══ STORED DATA ══

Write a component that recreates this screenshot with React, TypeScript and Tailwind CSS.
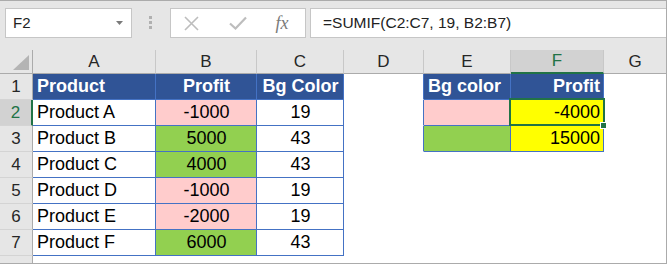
import React from 'react';

type C = { t?: string; bg?: string; al?: 'l' | 'c' | 'r'; b?: string; bold?: boolean; white?: boolean };

const HB = 'bg-[#305496]';
const TB = 'border-r-[#4472c4] border-b-[#4472c4]';
const NB = 'border-r-transparent border-b-transparent';
const DB = 'border-r-[#4472c4] border-b-transparent';

const widths = ['w-[123px]', 'w-[101px]', 'w-[87px]', 'w-[80px]', 'w-[87px]', 'w-[93px]'];

function Cell({ w, c }: { w: string; c: C }) {
  const al = c.al === 'c' ? 'justify-center' : c.al === 'r' ? 'justify-end' : 'justify-start';
  return (
    <div
      className={`${w} shrink-0 h-full flex items-center pl-[4px] pr-[3px] border-r border-b whitespace-nowrap ${c.b ?? NB} ${c.bg ?? 'bg-white'} ${al} ${c.bold ? 'font-bold' : ''} ${c.white ? 'text-white' : 'text-black'}`}
    >
      {c.t}
    </div>
  );
}

const PINK = 'bg-[#ffcccc]';
const GREEN = 'bg-[#92d050]';
const YEL = 'bg-[#ffff00]';

const rows: C[][] = [
  [
    { t: 'Product', bg: HB, b: TB, bold: true, white: true },
    { t: 'Profit', bg: HB, b: TB, bold: true, white: true, al: 'c' },
    { t: 'Bg Color', bg: HB, b: TB, bold: true, white: true, al: 'c' },
    { b: DB },
    { t: 'Bg color', bg: HB, b: TB, bold: true, white: true },
    { t: 'Profit', bg: HB, b: TB, bold: true, white: true, al: 'r' },
  ],
  [
    { t: 'Product A', b: TB },
    { t: '-1000', bg: PINK, b: TB, al: 'c' },
    { t: '19', b: TB, al: 'c' },
    { b: DB },
    { bg: PINK, b: TB },
    { t: '-4000', bg: YEL, b: TB, al: 'r' },
  ],
  [
    { t: 'Product B', b: TB },
    { t: '5000', bg: GREEN, b: TB, al: 'c' },
    { t: '43', b: TB, al: 'c' },
    { b: DB },
    { bg: GREEN, b: TB },
    { t: '15000', bg: YEL, b: TB, al: 'r' },
  ],
  [
    { t: 'Product C', b: TB },
    { t: '4000', bg: GREEN, b: TB, al: 'c' },
    { t: '43', b: TB, al: 'c' },
    {},
    {},
    {},
  ],
  [
    { t: 'Product D', b: TB },
    { t: '-1000', bg: PINK, b: TB, al: 'c' },
    { t: '19', b: TB, al: 'c' },
    {},
    {},
    {},
  ],
  [
    { t: 'Product E', b: TB },
    { t: '-2000', bg: PINK, b: TB, al: 'c' },
    { t: '19', b: TB, al: 'c' },
    {},
    {},
    {},
  ],
  [
    { t: 'Product F', b: TB },
    { t: '6000', bg: GREEN, b: TB, al: 'c' },
    { t: '43', b: TB, al: 'c' },
    {},
    {},
    {},
  ],
];

const letters = ['A', 'B', 'C', 'D', 'E', 'F'];

export default function App() {
  return (
    <div className="relative w-[667px] h-[264px] overflow-hidden bg-white border-t border-r border-b border-[#ababab] flex flex-col font-['Liberation_Sans',Arial,sans-serif]">
      {/* Formula bar */}
      <div className="h-[49px] shrink-0 bg-[#e6e6e6] flex items-start pt-[7px] pl-[5px]">
        <div className="w-[127px] h-[30px] shrink-0 bg-white border border-[#c6c6c6] flex items-center pl-[7px] pr-[8px] text-[15px] text-[#222]">
          <span className="flex-1">F2</span>
          <svg width="7" height="4" viewBox="0 0 7 4">
            <path d="M0 0h7L3.5 4z" fill="#7a7a7a" />
          </svg>
        </div>
        <div className="ml-[17px] mt-[8px] flex flex-col gap-[2px] shrink-0">
          <div className="w-[3px] h-[3px] bg-[#b0b0b0]" />
          <div className="w-[3px] h-[3px] bg-[#b0b0b0]" />
          <div className="w-[3px] h-[3px] bg-[#b0b0b0]" />
        </div>
        <div className="ml-[18px] w-[136px] h-[30px] shrink-0 bg-white border border-[#c6c6c6] flex items-center">
          <div className="w-[40px] flex justify-center">
            <svg width="15" height="15" viewBox="0 0 15 15">
              <path d="M1 1L14 14M14 1L1 14" stroke="#bdbdbd" strokeWidth="1.6" fill="none" />
            </svg>
          </div>
          <div className="w-[54px] flex justify-center">
            <svg width="18" height="14" viewBox="0 0 18 14">
              <path d="M1 7.5L6.5 12.5L17 1.5" stroke="#bdbdbd" strokeWidth="2.2" fill="none" />
            </svg>
          </div>
          <div className="w-[34px] flex justify-center text-[18px] italic text-[#7a7a7a] font-['Liberation_Serif',serif] leading-none">
            fx
          </div>
        </div>
        <div className="ml-[4px] flex-1 h-[30px] bg-white border-y border-l border-[#c6c6c6] flex items-center pl-[12px] text-[15.5px] text-[#222] whitespace-nowrap">
          =SUMIF(C2:C7, 19, B2:B7)
        </div>
      </div>

      {/* Column headers */}
      <div className="h-[24px] shrink-0 flex bg-[#e6e6e6] text-[17px] text-[#262626]">
        <div className="w-[33px] shrink-0 h-full border-r border-b border-[#ababab] relative">
          <svg width="32" height="23" className="absolute left-0 top-0">
            <polygon points="13,20 29,20 29,5" fill="#b4b4b4" />
          </svg>
        </div>
        {letters.map((l, i) =>
          l === 'F' ? (
            <div
              key={l}
              className={`${widths[i]} shrink-0 h-full flex items-center justify-center bg-[#d2d2d2] text-[#217346] border-r border-r-[#c8c8c8] border-b-2 border-b-[#217346]`}
            >
              {l}
            </div>
          ) : (
            <div
              key={l}
              className={`${widths[i]} shrink-0 h-full flex items-center justify-center border-r border-r-[#c8c8c8] border-b border-b-[#ababab]`}
            >
              {l}
            </div>
          )
        )}
        <div className="flex-1 h-full flex items-center justify-center border-b border-b-[#ababab]">G</div>
      </div>

      {/* Rows */}
      {rows.map((r, ri) => (
        <div key={ri} className="h-[26px] shrink-0 flex text-[18px]">
          {ri === 1 ? (
            <div className="w-[33px] shrink-0 h-full flex items-center justify-center bg-[#d2d2d2] text-[#217346] border-r-2 border-r-[#217346] border-b border-b-[#d4d4d4] text-[17px]">
              {ri + 1}
            </div>
          ) : (
            <div className="w-[33px] shrink-0 h-full flex items-center justify-center bg-[#e6e6e6] text-[#262626] border-r border-r-[#ababab] border-b border-b-[#d4d4d4] text-[17px]">
              {ri + 1}
            </div>
          )}
          {r.map((c, ci) => (
            <Cell key={ci} w={widths[ci]} c={c} />
          ))}
          <div className="flex-1 h-full bg-white" />
        </div>
      ))}
      <div className="flex-1 flex">
        <div className="w-[33px] shrink-0 h-full bg-[#e6e6e6] border-r border-r-[#ababab]" />
        <div className="flex-1 bg-white" />
      </div>

      {/* Selection overlay for F2 */}
      <div className="absolute left-[509px] top-[97px] w-[96px] h-[28px] border-2 border-[#217346] pointer-events-none" />
      <div className="absolute left-[600px] top-[121px] w-[7px] h-[7px] bg-[#217346] border border-white pointer-events-none" />
    </div>
  );
}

═══

Copy exactly the lines running from the beginning of the listing through the line that has "const YEL = 'bg-[#ffff00]';". Drop the pictures.

• RESULT:
Write a component that recreates this screenshot with React, TypeScript and Tailwind CSS.
import React from 'react';

type C = { t?: string; bg?: string; al?: 'l' | 'c' | 'r'; b?: string; bold?: boolean; white?: boolean };

const HB = 'bg-[#305496]';
const TB = 'border-r-[#4472c4] border-b-[#4472c4]';
const NB = 'border-r-transparent border-b-transparent';
const DB = 'border-r-[#4472c4] border-b-transparent';

const widths = ['w-[123px]', 'w-[101px]', 'w-[87px]', 'w-[80px]', 'w-[87px]', 'w-[93px]'];

function Cell({ w, c }: { w: string; c: C }) {
  const al = c.al === 'c' ? 'justify-center' : c.al === 'r' ? 'justify-end' : 'justify-start';
  return (
    <div
      className={`${w} shrink-0 h-full flex items-center pl-[4px] pr-[3px] border-r border-b whitespace-nowrap ${c.b ?? NB} ${c.bg ?? 'bg-white'} ${al} ${c.bold ? 'font-bold' : ''} ${c.white ? 'text-white' : 'text-black'}`}
    >
      {c.t}
    </div>
  );
}

const PINK = 'bg-[#ffcccc]';
const GREEN = 'bg-[#92d050]';
const YEL = 'bg-[#ffff00]';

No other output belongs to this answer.